== Short exercise ==
Write the lines out again, from the top of the material to the line containing "const columns = ['订单ID', '客户ID', '雇员ID', '订购日期', '到货日期']", pictures excluded.

== Stored data ==

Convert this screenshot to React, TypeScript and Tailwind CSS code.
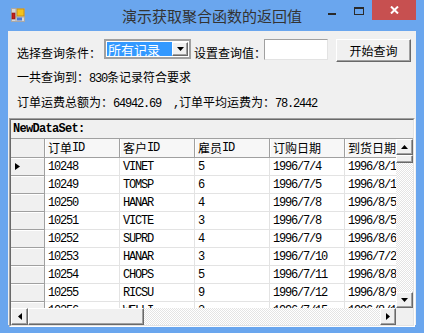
import type { ReactNode } from 'react'

const mono = "font-['Liberation_Mono',monospace] tracking-[-1.2px] whitespace-pre"

function Mixed({ text }: { text: string }) {
  const parts = text.split(/([\x20-\x7e]+)/).filter(Boolean)
  return (
    <>
      {parts.map((p, i) =>
        /^[\x20-\x7e]+$/.test(p) ? (
          <span key={i} className={mono}>
            {p}
          </span>
        ) : (
          <span key={i}>{p}</span>
        ),
      )}
    </>
  )
}

const columns = ['订单ID', '客户ID', '雇员ID', '订购日期', '到货日期']

const rows = [
  ['10248', 'VINET', '5', '1996/7/4', '1996/8/1'],
  ['10249', 'TOMSP', '6', '1996/7/5', '1996/8/16'],
  ['10250', 'HANAR', '4', '1996/7/8', '1996/8/5'],
  ['10251', 'VICTE', '3', '1996/7/8', '1996/8/5'],
  ['10252', 'SUPRD', '4', '1996/7/9', '1996/8/6'],
  ['10253', 'HANAR', '3', '1996/7/10', '1996/7/24'],
  ['10254', 'CHOPS', '5', '1996/7/11', '1996/8/8'],
  ['10255', 'RICSU', '9', '1996/7/12', '1996/8/9'],
  ['10256', 'WELLI', '3', '1996/7/15', '1996/8/12'],
]

function Arrow({ dir }: { dir: 'up' | 'down' | 'left' | 'right' }) {
  const pts = {
    up: '0,4 7,4 3.5,0',
    down: '0,0 7,0 3.5,4',
    left: '4,0 4,7 0,3.5',
    right: '0,0 0,7 4,3.5',
  }[dir]
  const vertical = dir === 'up' || dir === 'down'
  return (
    <svg width={vertical ? 7 : 4} height={vertical ? 4 : 7} viewBox={vertical ? '0 0 7 4' : '0 0 4 7'}>
      <polygon points={pts} fill="#000" />
    </svg>
  )
}

function RaisedBox({ className, children }: { className: string; children?: ReactNode }) {
  return (
    <div
      className={`flex items-center justify-center border border-t-white border-l-white border-r-[#696969] border-b-[#696969] bg-[#f0f0f0] shadow-[inset_-1px_-1px_0_#a0a0a0] ${className}`}
    >
      {children}
    </div>
  )
}

const checker =
  'bg-[image:repeating-conic-gradient(#ffffff_0%_25%,#e4e4e4_0%_50%)] bg-[length:2px_2px]'

function TitleBar() {
  return (
    <div className="grid h-[31px] shrink-0 grid-cols-[1fr_auto_1fr]">
      <div className="pl-[11px] pt-[8px]">
        <svg width="14" height="14" viewBox="0 0 14 14">
          <rect x="0.5" y="0.5" width="13" height="13" fill="#d8d8d8" stroke="#a8a8a8" />
          <line x1="5" y1="0" x2="5" y2="14" stroke="#a8a8a8" />
          <line x1="0" y1="9" x2="14" y2="9" stroke="#a8a8a8" />
          <rect x="6" y="1" width="7" height="7" fill="#f3c21d" stroke="#c08a10" strokeWidth="0.8" />
          <rect x="1" y="5" width="3" height="6" fill="#c4201c" stroke="#8a1010" strokeWidth="0.6" />
          <rect x="6" y="9.5" width="5" height="3" fill="#4a78d6" />
        </svg>
      </div>
      <div className="font-['Noto_Sans_CJK_SC',sans-serif] text-[15px] leading-[31px] text-[#333]">
        演示获取聚合函数的返回值
      </div>
      <div className="flex justify-end pr-[8px]">
        <div className="flex h-[20px] w-[26px] items-start justify-center pt-[13px]">
          <div className="h-[2px] w-[8px] bg-[#2a2a2a]" />
        </div>
        <div className="flex h-[20px] w-[27px] items-start justify-center pt-[7px]">
          <div className="h-[8px] w-[10px] border border-t-2 border-[#2a2a2a]" />
        </div>
        <div className="flex h-[20px] w-[44px] items-center justify-center bg-[#c75050]">
          <svg width="9" height="8" viewBox="0 0 9 8">
            <path d="M1 0.5 L8 7.5 M8 0.5 L1 7.5" stroke="#fff" strokeWidth="2" />
          </svg>
        </div>
      </div>
    </div>
  )
}

function DataGrid() {
  return (
    <div className="ml-[1px] mt-[6px] h-[209px] w-[406px] border border-t-[#a0a0a0] border-l-[#a0a0a0] border-r-white border-b-white">
      <div className="flex h-full flex-col border border-t-[#696969] border-l-[#696969] border-r-[#e3e3e3] border-b-[#e3e3e3]">
        <div className="flex h-[19px] shrink-0 items-center border-b border-[#a0a0a0] bg-[#f0f0f0] pl-[2px] font-['Liberation_Mono',monospace] text-[12px] font-bold tracking-[-0.7px] text-black">
          NewDataSet:
        </div>
        <div className="flex h-[169px] shrink-0">
          <div className="w-[385px] overflow-hidden bg-white">
            <div className="flex h-[19px] w-max border-b border-[#a0a0a0] bg-[#f7f7f7]">
              <div className="h-full w-[34px] shrink-0 border-r border-[#a0a0a0] bg-[#f0f0f0]" />
              {columns.map((c) => (
                <div
                  key={c}
                  className="flex h-full w-[75px] shrink-0 items-center border-r border-[#a0a0a0] pl-[3px] text-[12px] leading-none shadow-[inset_1px_0_0_#ffffff]"
                >
                  <Mixed text={c} />
                </div>
              ))}
            </div>
            {rows.map((r, i) => (
              <div key={r[0]} className="flex h-[18px] w-max">
                <div className="flex h-full w-[34px] shrink-0 items-center border-r border-b border-[#a0a0a0] bg-[#f0f0f0] pl-[4px] shadow-[inset_0_1px_0_#ffffff]">
                  {i === 0 ? (
                    <svg width="5" height="7" viewBox="0 0 5 7">
                      <polygon points="0,0 0,7 5,3.5" fill="#000" />
                    </svg>
                  ) : null}
                </div>
                {r.map((v, j) => (
                  <div
                    key={j}
                    className={`flex h-full w-[75px] shrink-0 items-center overflow-hidden border-r border-b border-[#e3e3e3] pl-[3px] text-[12px] leading-none text-black ${mono}`}
                  >
                    {v}
                  </div>
                ))}
              </div>
            ))}
          </div>
          <div className="flex w-[17px] shrink-0 flex-col">
            <RaisedBox className="h-[16px] shrink-0">
              <Arrow dir="up" />
            </RaisedBox>
            <RaisedBox className="h-[8px] shrink-0" />
            <div className={`flex-1 ${checker}`} />
            <RaisedBox className="h-[16px] shrink-0">
              <Arrow dir="down" />
            </RaisedBox>
          </div>
        </div>
        <div className="flex h-[17px] shrink-0">
          <RaisedBox className="w-[17px] shrink-0">
            <Arrow dir="left" />
          </RaisedBox>
          <RaisedBox className="w-[116px] shrink-0" />
          <div className={`flex-1 ${checker}`} />
          <RaisedBox className="w-[16px] shrink-0">
            <Arrow dir="right" />
          </RaisedBox>
          <div className="w-[17px] shrink-0 bg-[#f0f0f0]" />
        </div>
      </div>
    </div>
  )
}

export default function App() {
  return (
    <div className="flex h-[333px] w-[424px] flex-col bg-[#6aa6ee] font-['Noto_Sans_CJK_SC','Liberation_Sans',sans-serif] text-black">
      <TitleBar />
      <div className="mx-[8px] flex h-[294px] flex-col bg-[#f0f0f0] text-[12px]">
        <div className="flex items-start pl-[9px] pt-[8px]">
          <span className="mt-[6px] w-[84px] leading-[16px]">选择查询条件：</span>
          <div className="ml-[3px] flex h-[20px] w-[87px] items-stretch border-2 border-[#a0a0a0] bg-white p-px">
            <div className="flex w-[66px] items-center bg-[#3399ff] pl-[1px] text-[13px] leading-none text-white">
              所有记录
            </div>
            <RaisedBox className="ml-auto w-[16px]">
              <Arrow dir="down" />
            </RaisedBox>
          </div>
          <span className="ml-[3px] mt-[6px] w-[70px] whitespace-nowrap leading-[16px]">设置查询值：</span>
          <div className="h-[21px] w-[64px] border border-t-[#a0a0a0] border-l-[#a0a0a0] border-r-[#e3e3e3] border-b-[#e3e3e3] bg-white" />
          <div className="ml-[8px] flex h-[23px] w-[75px] items-center justify-center border border-t-white border-l-white border-r-[#696969] border-b-[#696969] bg-[#f0f0f0] shadow-[inset_-1px_-1px_0_#a0a0a0] text-[12px]">
            开始查询
          </div>
        </div>
        <div className="mt-[7px] pl-[9px] leading-[16px]">
          <Mixed text="一共查询到：830条记录符合要求" />
        </div>
        <div className="mt-[7px] pl-[9px] leading-[16px]">
          <Mixed text="订单运费总额为：64942.69  ,订单平均运费为：78.2442" />
        </div>
        <DataGrid />
      </div>
    </div>
  )
}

== Expected answer ==
Convert this screenshot to React, TypeScript and Tailwind CSS code.
import type { ReactNode } from 'react'

const mono = "font-['Liberation_Mono',monospace] tracking-[-1.2px] whitespace-pre"

function Mixed({ text }: { text: string }) {
  const parts = text.split(/([\x20-\x7e]+)/).filter(Boolean)
  return (
    <>
      {parts.map((p, i) =>
        /^[\x20-\x7e]+$/.test(p) ? (
          <span key={i} className={mono}>
            {p}
          </span>
        ) : (
          <span key={i}>{p}</span>
        ),
      )}
    </>
  )
}

const columns = ['订单ID', '客户ID', '雇员ID', '订购日期', '到货日期']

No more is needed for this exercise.